Best order to operate on tensors in DataSet and DataLoader

I haven’t found any list of recommendations on the docs or discussion about the best order to operating on tensors before feeding them to the network.

I ask because I got my DataSet and DataLoader (with a padding function call) working well yesterday. However, I was shocked at how long it takes to build up a batch.

DataSet
Opening each HDF5 file, extracting the multiple input and one output numpy arrays and converting to tensors, takes about 0.3sec per sample (file are average 25MB). I only have 48GB of ram, so I can’t take on too many workers if the batch size is decent.
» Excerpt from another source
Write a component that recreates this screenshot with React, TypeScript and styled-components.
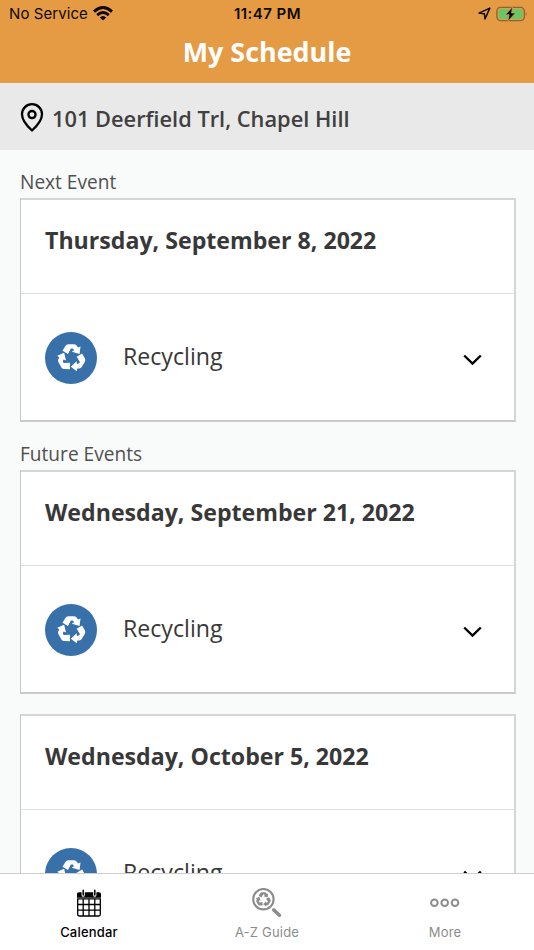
import React from "react";
import styled, { createGlobalStyle } from "styled-components";

const GlobalStyle = createGlobalStyle`
  * { box-sizing: border-box; }
  body { margin: 0; background: #f9fbfa; overflow: hidden; }
`;

const Screen = styled.div`
  display: flex;
  flex-direction: column;
  height: 950px;
  width: 534px;
  overflow: hidden;
  background: #f9fbfa;
  color: #383838;
  font-family: "Open Sans", sans-serif;
`;

const Header = styled.header`
  flex: none;
  height: 83px;
  background: #e59a44;
`;

const StatusBar = styled.div`
  display: grid;
  grid-template-columns: 1fr auto 1fr;
  align-items: center;
  height: 27px;
  padding: 0 6px 0 9px;
  color: #0d0904;
  font: 400 15px/27px Inter, sans-serif;
`;

const Carrier = styled.div`
  display: flex;
  align-items: center;
  gap: 5px;
  letter-spacing: 0.08px;
`;

const Clock = styled.div`
  margin-right: 2px;
  font-weight: 600;
  font-size: 15px;
  letter-spacing: 0.45px;
`;

const StatusIcons = styled.div`
  display: flex;
  align-items: center;
  justify-content: flex-end;
  gap: 5px;
`;

const Title = styled.h1`
  margin: 0;
  height: 50px;
  color: #fff;
  text-align: center;
  font-size: 26.9px;
  line-height: 50px;
  font-weight: 700;
`;

const AddressBar = styled.div`
  display: flex;
  flex: none;
  align-items: center;
  height: 67px;
  padding: 3px 20px 0;
  gap: 8px;
  background: #e9e9e9;
  color: #404040;
  font-size: 21.8px;
  font-weight: 600;
`;

const Content = styled.main`
  flex: 1;
  min-height: 0;
  overflow: hidden;
  padding: 0 18px 0 20px;
`;

const SectionLabel = styled.h2`
  margin: 0;
  height: 48px;
  padding-top: 16px;
  color: #505050;
  font-size: 19.1px;
  line-height: 33px;
  font-weight: 400;
`;

const Card = styled.article<{ $gap?: boolean }>`
  height: 224px;
  margin-top: ${(p) => (p.$gap ? "20px" : "0")};
  border: 2px solid #d5d6d6;
  border-left: 1px solid #c6c7c7;
  border-bottom-color: #c9caca;
  background: #fff;
`;

const CardDate = styled.h3`
  margin: 0;
  height: 94px;
  padding-left: 24px;
  border-bottom: 1px solid #e2e2e2;
  font-size: 23.15px;
  line-height: 81px;
  font-weight: 700;
`;

const EventRow = styled.div`
  display: flex;
  align-items: center;
  height: 126px;
  padding: 1px 31px 0 24px;
`;

const Badge = styled.div`
  display: grid;
  place-items: center;
  width: 52px;
  height: 52px;
  margin-right: 26px;
  border-radius: 50%;
  background: #3870aa;
  color: #fff;
`;

const EventName = styled.span`
  flex: 1;
  font-size: 23.15px;
  line-height: 32px;
  padding-bottom: 4px;
`;

const TabBar = styled.nav`
  display: grid;
  grid-template-columns: repeat(3, 1fr);
  flex: none;
  height: 77px;
  border-top: 1px solid #cfcfcf;
  background: #fff;
`;

const Tab = styled.div<{ $active?: boolean }>`
  display: flex;
  flex-direction: column;
  align-items: center;
  padding-top: 13px;
  color: ${(p) => (p.$active ? "#000" : "#8c8c8c")};
  font: ${(p) => (p.$active ? 500 : 400)} 13px/18px Inter, sans-serif;
  letter-spacing: 0.2px;
`;

const TabIcon = styled.div`
  display: grid;
  place-items: center;
  height: 32px;
  margin-bottom: 4px;
`;

const ChevronIcon = styled.svg`
  margin-top: 2px;
`;

const Wifi = () => (
  <svg width="20" height="15" viewBox="0 0 20 15" fill="none" stroke="currentColor" strokeWidth="2.9">
    <path d="M1 5.6Q10 -2.5 19 5.6" />
    <path d="M4.2 9.1Q10 3.9 15.8 9.1" />
    <path d="M6.8 11.4Q10 8.4 13.2 11.4L10 14.6Z" fill="currentColor" stroke="none" />
  </svg>
);

const LocationArrow = () => (
  <svg width="13" height="13" viewBox="0 0 13 13" fill="none" stroke="currentColor" strokeWidth="1.5" strokeLinejoin="round">
    <path d="M11.8 1.1L1 6.1L6.4 6.8L7 12Z" />
  </svg>
);

const Battery = () => (
  <svg width="32" height="16" viewBox="0 0 32 16">
    <rect x="0.9" y="1.4" width="27.4" height="13.2" rx="3.6" fill="none" stroke="#916232" strokeWidth="1.3" />
    <rect x="2.6" y="3" width="24" height="10" rx="2" fill="#65c766" />
    <path d="M29.9 5.7Q31.6 8 29.9 10.3Z" fill="#916232" />
    <path d="M16.6 0.8L9.4 8.8H13.2L11.8 15.2L19.4 7H15.5Z" fill="#0d0904" stroke="#e59a44" strokeWidth="0.7" />
  </svg>
);

const Pin = () => (
  <svg width="24" height="30" viewBox="0 0 24 30" fill="none" stroke="#000" strokeWidth="2.3">
    <path d="M12 27.5Q2 18.4 2 11.2A10 10 0 0 1 22 11.2Q22 18.4 12 27.5Z" strokeLinejoin="round" />
    <circle cx="12" cy="11.6" r="3.6" />
  </svg>
);

const Chevron = () => (
  <ChevronIcon width="20" height="14" viewBox="0 0 20 14" fill="none" stroke="#000" strokeWidth="2.4">
    <path d="M1.2 3.5L9.5 11.6L17.8 3.5" />
  </ChevronIcon>
);

const arrow =
  "M-28 -22L-19 -37Q-16 -42 -10 -42H8Q14 -42 17 -37L20 -32L28 -35L25 -12L1 -19L8 -24L4 -29H-2L-11 -12Z";

const Recycle = ({ size, x, y }: { size: number; x?: number; y?: number }) => (
  <svg x={x} y={y} width={size} height={size} viewBox="-45 -46 90 90" fill="currentColor" stroke="none">
    {[0, 120, 240].map((angle) => (
      <path key={angle} d={arrow} transform={`rotate(${angle})`} />
    ))}
  </svg>
);

const CalendarIcon = () => (
  <svg width="26" height="30" viewBox="0 0 26 30">
    <path d="M1 9.7V6Q1 4.2 3 4.2H23Q25 4.2 25 6V9.7Z" fill="#000" />
    <path d="M7.2 4V7.2M18.8 4V7.2" stroke="#fff" strokeWidth="3.2" strokeLinecap="round" />
    <path d="M7.2 2.2V7M18.8 2.2V7" stroke="#000" strokeWidth="1.5" strokeLinecap="round" />
    <path d="M1.7 10.9H24.3V26.3Q24.3 28 22.6 28H3.4Q1.7 28 1.7 26.3ZM7.2 10.9V28M13 10.9V28M18.8 10.9V28M1.7 16.5H24.3M1.7 22.2H24.3" fill="none" stroke="#000" strokeWidth="1.3" />
  </svg>
);

const GuideIcon = () => (
  <svg width="30" height="30" viewBox="0 0 30 30" fill="none" stroke="currentColor">
    <circle cx="11.4" cy="11.2" r="10.2" strokeWidth="2.1" />
    <path d="M21.8 22L27.4 27.3" strokeWidth="3.6" strokeLinecap="round" />
    <Recycle x={3.7} y={3.6} size={15.4} />
  </svg>
);

const MoreIcon = () => (
  <svg width="30" height="10" viewBox="0 0 30 10" fill="none" stroke="currentColor" strokeWidth="2">
    <circle cx="4.4" cy="4.7" r="3.3" />
    <circle cx="14.7" cy="4.7" r="3.3" />
    <circle cx="25" cy="4.7" r="3.3" />
  </svg>
);

const EventCard = ({ date, gap }: { date: string; gap?: boolean }) => (
  <Card $gap={gap}>
    <CardDate>{date}</CardDate>
    <EventRow>
      <Badge><Recycle size={29} /></Badge>
      <EventName>Recycling</EventName>
      <Chevron />
    </EventRow>
  </Card>
);

export default function App() {
  return (
    <Screen>
      <GlobalStyle />
      <Header>
        <StatusBar>
          <Carrier>No Service <Wifi /></Carrier>
          <Clock>11:47 PM</Clock>
          <StatusIcons><LocationArrow /><Battery /></StatusIcons>
        </StatusBar>
        <Title>My Schedule</Title>
      </Header>
      <AddressBar><Pin />101 Deerfield Trl, Chapel Hill</AddressBar>
      <Content>
        <SectionLabel>Next Event</SectionLabel>
        <EventCard date="Thursday, September 8, 2022" />
        <SectionLabel>Future Events</SectionLabel>
        <EventCard date="Wednesday, September 21, 2022" />
        <EventCard date="Wednesday, October 5, 2022" gap />
      </Content>
      <TabBar>
        <Tab $active><TabIcon><CalendarIcon /></TabIcon>Calendar</Tab>
        <Tab><TabIcon><GuideIcon /></TabIcon>A-Z Guide</Tab>
        <Tab><TabIcon><MoreIcon /></TabIcon>More</Tab>
      </TabBar>
    </Screen>
  );
}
However, the workers are barely taxing the SSD.
Operations include:

  • loading each of the 7 ndarrays, transposing, and converting to tensors of the correct type. (not setting contiguous or pinning here)
  • storing each tensor inside a dict, which is returned

DataLoader
Collate_fn operations (which take about 0.05-0.2 sec per sample):

  • Taking the list of dicts, getting the maximum dimension used to pad those samples
  • enumerating over the batch to build up a list for each tensor “type” (input_num, output, weights, etc), while simultaneously padding each tensor before it is added to the list
  • stacking each list

Finally, I have the DataLoader with pin_memory=True, and I copy the tensors to the GPU inside the training batch enumerator.

None of these times seem really large, but when you’re talking batch sizes of 100 samples it works out to almost 40 seconds. Does anything jump out as room for improvement, as other than the transpose, padding, and stacking, I’m doing no other operations on the data itself.